Focusing on the rural West, Avedon visited ranches and rodeos, but he also went to truck stops, oil fields, and slaughterhouses. Rather than playing to the western myths of grandeur and space, he sought out people whose appearance and life circumstances were the antithesis of mythical images of the ruggedly handsome cowboy, dashing outdoor adventurer, or beautiful pioneer wife. The subjects he chose for the portraits were ordinary people, coping daily with personal cycles of boom and bust.
 from the Stanford University Cantor Arts Center press release on the 20th anniversary tour of the exhibit

           The United States Geological Survey was created to document the lands the nation wanted to occupy and settle to illustrate its resources.  Photographers such as Timothy O’Sulliavn and Carleton Watkins documented the ‘unspoiled’ riches of the West for the survey.  Eadweard Muyerbridge, an Englishman who came to the American West for the Gold Rush in 1855, after a stagecoach accident became a photographer and documented Yosemite Valley, San Francisco, the Tlingit people of Alaska, and the Modoc War of 1873.  John Pierpoint Morgan, the financier, commissioned Edward Curtis, in 1906, to produce the twenty volume collection, The North American Indian, to capture the ‘vanishing race’, a phrase Curtis used and manipulated.
Ed Ruscha, an Oklahoman, undertook Twenty Six Gasoline Stations in 1962 to report on his trips back and forth between Los Angeles where he was studying art and his home in Oklahoma City.
I had a vision that I was a great reporter when I did the gasoline stations.  I drove back to Oklahoma all the time, five or six times a year.  And I felt there so much wasteland between L.A. and Oklahoma City that somebody had to bring in the news to the city.  It was just a simple, straightforward way of getting the news and bringing it back.  I think it’s one of the best ways of just laying down the facts of what is out there.    It’s nothing more than a training manual for people who want to know about things like that.
Edward Ruscha in Edward Ruscha Photographer
 
There has been this great yearning of Americans to try to understand what is out there in the vast, wide open, relatively unexplored West.  Americans no longer expected the West to be Indians surrounding a stagecoach.  Instead, at that time, the West was station wagons at gas stations trying to get to national parks or moving out to California for opportunity.  Americans still have a love of nature and try to preserve ‘unspoiled’ land for the future.
 
              1974’s The New West started an investigation of the West’s ‘development’ for Robert Adams, who lives in Colorado.

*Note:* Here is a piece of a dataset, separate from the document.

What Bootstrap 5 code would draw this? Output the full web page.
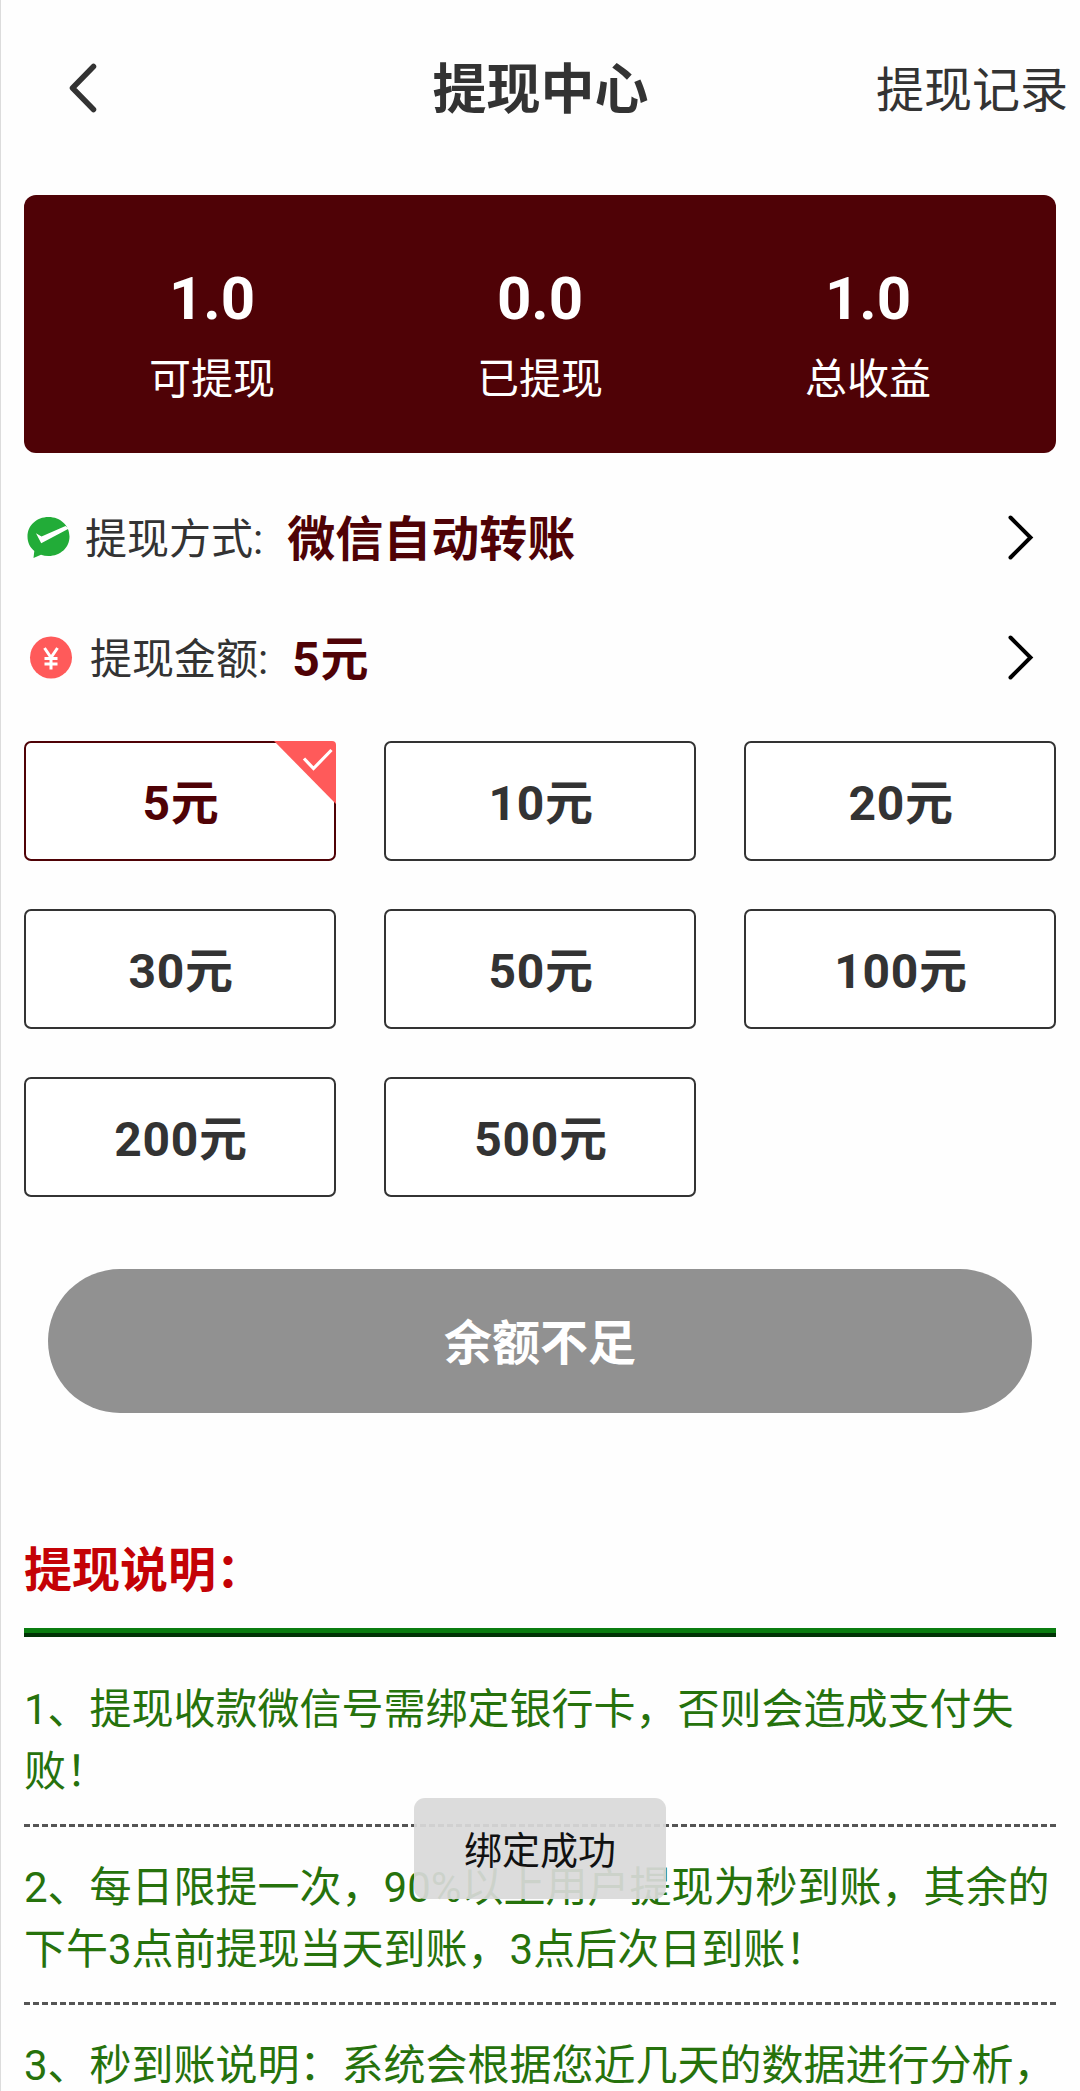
<!DOCTYPE html>
<html lang="zh-CN">
<head>
<meta charset="utf-8">
<meta name="viewport" content="width=device-width, initial-scale=1">
<title>提现中心</title>
<link href="https://cdn.jsdelivr.net/npm/bootstrap@5.3.0/dist/css/bootstrap.min.css" rel="stylesheet">
<style>
:root{--maroon:#4f0206;--ink:#333}
html{overflow:hidden}
body{font-family:Roboto,"Noto Sans CJK SC",sans-serif;color:var(--ink);background:#fefefe;height:2091px;overflow:hidden;font-size:42px;line-height:1.5}
.screen{height:2091px;border-left:1px solid #dcdcdc;padding-left:23px;padding-right:24px}
.topbar{height:195px;padding-bottom:14px;margin-right:-12px}
.topbar>*{flex:1 1 0;width:0}
.back-svg{margin:-5px 0 0 43px}
.page-title{font-size:54px;font-weight:700;line-height:1;margin:0;padding-right:11px}
.history-link{font-size:48px;line-height:1;color:var(--ink);text-decoration:none;text-align:right}
.stats{height:258px;background:var(--maroon);border-radius:12px;color:#fff;padding:68px 24px 0}
.stat-num{font-size:60px;font-weight:700;line-height:72px}
.stat-label{line-height:60px;margin-top:15px}
.opt-row{height:120px;padding-right:22px}
.opt-row.first{margin-top:25px}
.opt-label{line-height:1;white-space:pre;padding-top:4px;margin-left:1px}
.opt-value{font-size:48px;font-weight:700;line-height:1;color:var(--maroon);padding-top:4px}
.yuan{letter-spacing:.7px}
.amounts{display:grid;grid-template-columns:repeat(3,312px);gap:48px;margin-top:23px}
.amount-btn{height:120px;border:2px solid var(--ink);border-radius:7px;font-size:48px;font-weight:700;color:var(--ink);padding:5px 0 0 2px;line-height:1;background:#fff;letter-spacing:.7px}
.amount-btn.chosen{border-color:var(--maroon);color:var(--maroon)}
.corner{top:-2px;right:-2px}
.submit-btn{height:144px;margin:72px 24px 0;padding-top:11px;background:#919191;color:#fff;font-size:48px;font-weight:700}
.notes-title{font-size:48px;font-weight:700;color:#c40206;line-height:72px;margin:122px 0 0}
.ridge{height:9px;background:linear-gradient(#0a7d10 0 55%,#003305 55%);margin-top:21px}
.note{color:#26720c;line-height:62.4px;padding:33px 0 0;height:178px;background:repeating-linear-gradient(90deg,#555 0 6px,transparent 6px 9px) 0 0/100% 3px no-repeat}
.note.opening{height:187px;padding-top:42px;background:none}
.toast-tip{left:414px;top:1798px;width:252px;height:101px;padding-top:4px;border-radius:11px;background:rgba(217,217,217,.93);color:#111;font-size:38px;line-height:1;z-index:5}
</style>
<script src="https://cdn.jsdelivr.net/npm/bootstrap@5.3.0/dist/js/bootstrap.bundle.min.js"></script>
</head>
<body>
<div class="screen">
  <header class="topbar d-flex align-items-center">
    <a href="#" class="d-flex"><svg class="back-svg" width="32" height="52" viewBox="0 0 32 52" fill="none" stroke="#333" stroke-width="5.500" stroke-linecap="round" stroke-linejoin="round"><path d="M26.500 4.500 5.500 26 26.500 47.500"/></svg></a>
    <h1 class="page-title text-center">提现中心</h1>
    <a href="#" class="history-link">提现记录</a>
  </header>

  <section class="stats">
    <div class="row g-0 text-center">
      <div class="col"><div class="stat-num">1.0</div><div class="stat-label">可提现</div></div>
      <div class="col"><div class="stat-num">0.0</div><div class="stat-label">已提现</div></div>
      <div class="col"><div class="stat-num">1.0</div><div class="stat-label">总收益</div></div>
    </div>
  </section>

  <div class="opt-row first d-flex align-items-center">
    <svg width="60" height="48" viewBox="0 0 60 48"><path d="M24.500 3C12.500 3 3.500 11.500 3.500 22.500c0 6 2.500 11 6.800 14.500L9.500 44l7.500-3.200c2.300.8 4.800 1.200 7.500 1.200 12 0 21-8.500 21-19.500S36.500 3 24.500 3z" fill="#22ac38"/><path d="M12 19.300 17.500 22.500 41.500 12 45 14.500 17.200 29.300z" fill="#fff"/></svg>
    <span class="opt-label">提现方式:</span><span class="opt-value ms-4">微信自动转账</span>
    <svg class="ms-auto" width="28" height="48" viewBox="0 0 28 48" fill="none" stroke="#000" stroke-width="4" stroke-linecap="round"><path d="M4.500 3.500 24.500 23.500 4.500 43.500"/></svg>
  </div>
  <div class="opt-row d-flex align-items-center">
    <svg width="65" height="48" viewBox="0 0 65 48"><circle cx="27" cy="23.500" r="21" fill="#ff5a5a"/><path d="M20.500 14 27 23.500 33.500 14M27 23.500V35.500M20.500 24.500h13M20.500 30h13" fill="none" stroke="#fff" stroke-width="3"/></svg>
    <span class="opt-label">提现金额:</span><span class="opt-value yuan ms-4">5元</span>
    <svg class="ms-auto" width="28" height="48" viewBox="0 0 28 48" fill="none" stroke="#000" stroke-width="4" stroke-linecap="round"><path d="M4.500 3.500 24.500 23.500 4.500 43.500"/></svg>
  </div>

  <section class="amounts">
    <button class="btn amount-btn chosen position-relative">5元<svg class="corner position-absolute" width="62" height="63" viewBox="0 0 62 63"><path d="M0 0H58Q62 0 62 4V63z" fill="#ff5a5a"/><path d="M30 17.500 39.500 27.500 57.500 9" fill="none" stroke="#fff" stroke-width="3.200"/></svg></button>
    <button class="btn amount-btn">10元</button>
    <button class="btn amount-btn">20元</button>
    <button class="btn amount-btn">30元</button>
    <button class="btn amount-btn">50元</button>
    <button class="btn amount-btn">100元</button>
    <button class="btn amount-btn">200元</button>
    <button class="btn amount-btn">500元</button>
  </section>

  <div class="d-grid"><button class="btn rounded-pill submit-btn">余额不足</button></div>

  <section>
    <h2 class="notes-title">提现说明：</h2>
    <div class="ridge"></div>
    <div class="note opening">1、提现收款微信号需绑定银行卡，否则会造成支付失败！</div>
    <div class="note">2、每日限提一次，90%以上用户提现为秒到账，其余的下午3点前提现当天到账，3点后次日到账！</div>
    <div class="note">3、秒到账说明：系统会根据您近几天的数据进行分析，</div>
  </section>
</div>
<div class="toast-tip position-absolute d-flex align-items-center justify-content-center">绑定成功</div>
</body>
</html>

“Many have asked, pointing incredulously toward a sweep of tract homes and billboards, why picture that? The question sounds simple, but it implies a difficult issue—why open our eyes anywhere but in undamaged places like national parks?
Paradoxically, however, we also need to see the whole geography, natural and man-made, to experience a peace; all land, no matter what has happened to it, has over it a grace, an absolutely persistent beauty.”

Robert Adams, 1974
Adams incorporated the expansive American population onto the landscape of the continent that had been claimed.  Now, the land was not unspoiled or unharmed, but showed how the westward expansion had altered the West.
To me, an American Indian photographer from the West (born in Kansas, reservation in Oklahoma, and schooled on the West Coast) there is a fascination with the West, of appreciation of the land and a sense of what has become of it, stewardship.  My Indian forefathers back in the 19th century would have never ventured out to the West Coast or dreamed of flying above the land at 35,000 feet, way above the tallest mountains.  They comprehended the world in a different cosmological way of thinking and considered the West to be the Land of the Setting Sun, both death and yet also, an unforeseen future.
The view from a commercial airliner, flying higher than an eagle soars, takes individuals out of the viewing and yet the presence or lack thereof is always there.  Canyons, bodies of water, mountains, forests, and cities became the scale of the subjects.  The colors of striations of minerals, erosion, and vegetation became paintbrush strokes.  Roads and quarries were the scars incised into the earth.  Wind power turbines and human habitations populated the landscape like acne outbreaks.  Things that could not be viewed from a land-based angle became apparent.  Observations from land, straight on visuals, were impossible from above.  I both admired nature and saw the results of man’s impact on it.
 
 The route was not decided by me.  Instead, the pilot was on a certain route devised by the airline, cruising at a standard altitude.  I just chose what I pointed my camera at, choosing from the vastness of the region available.  I chose areas that illustrated beauty, solitude, desolation, and man’s impact.  Some would like to turn the hands of time back, a futile academic exercise as the sun goes forward to the West, not back to the East, and one must look towards and prepare for the new day, thus is the wisdom of my Osage ancestors instructed to us every June during our Summer Dances.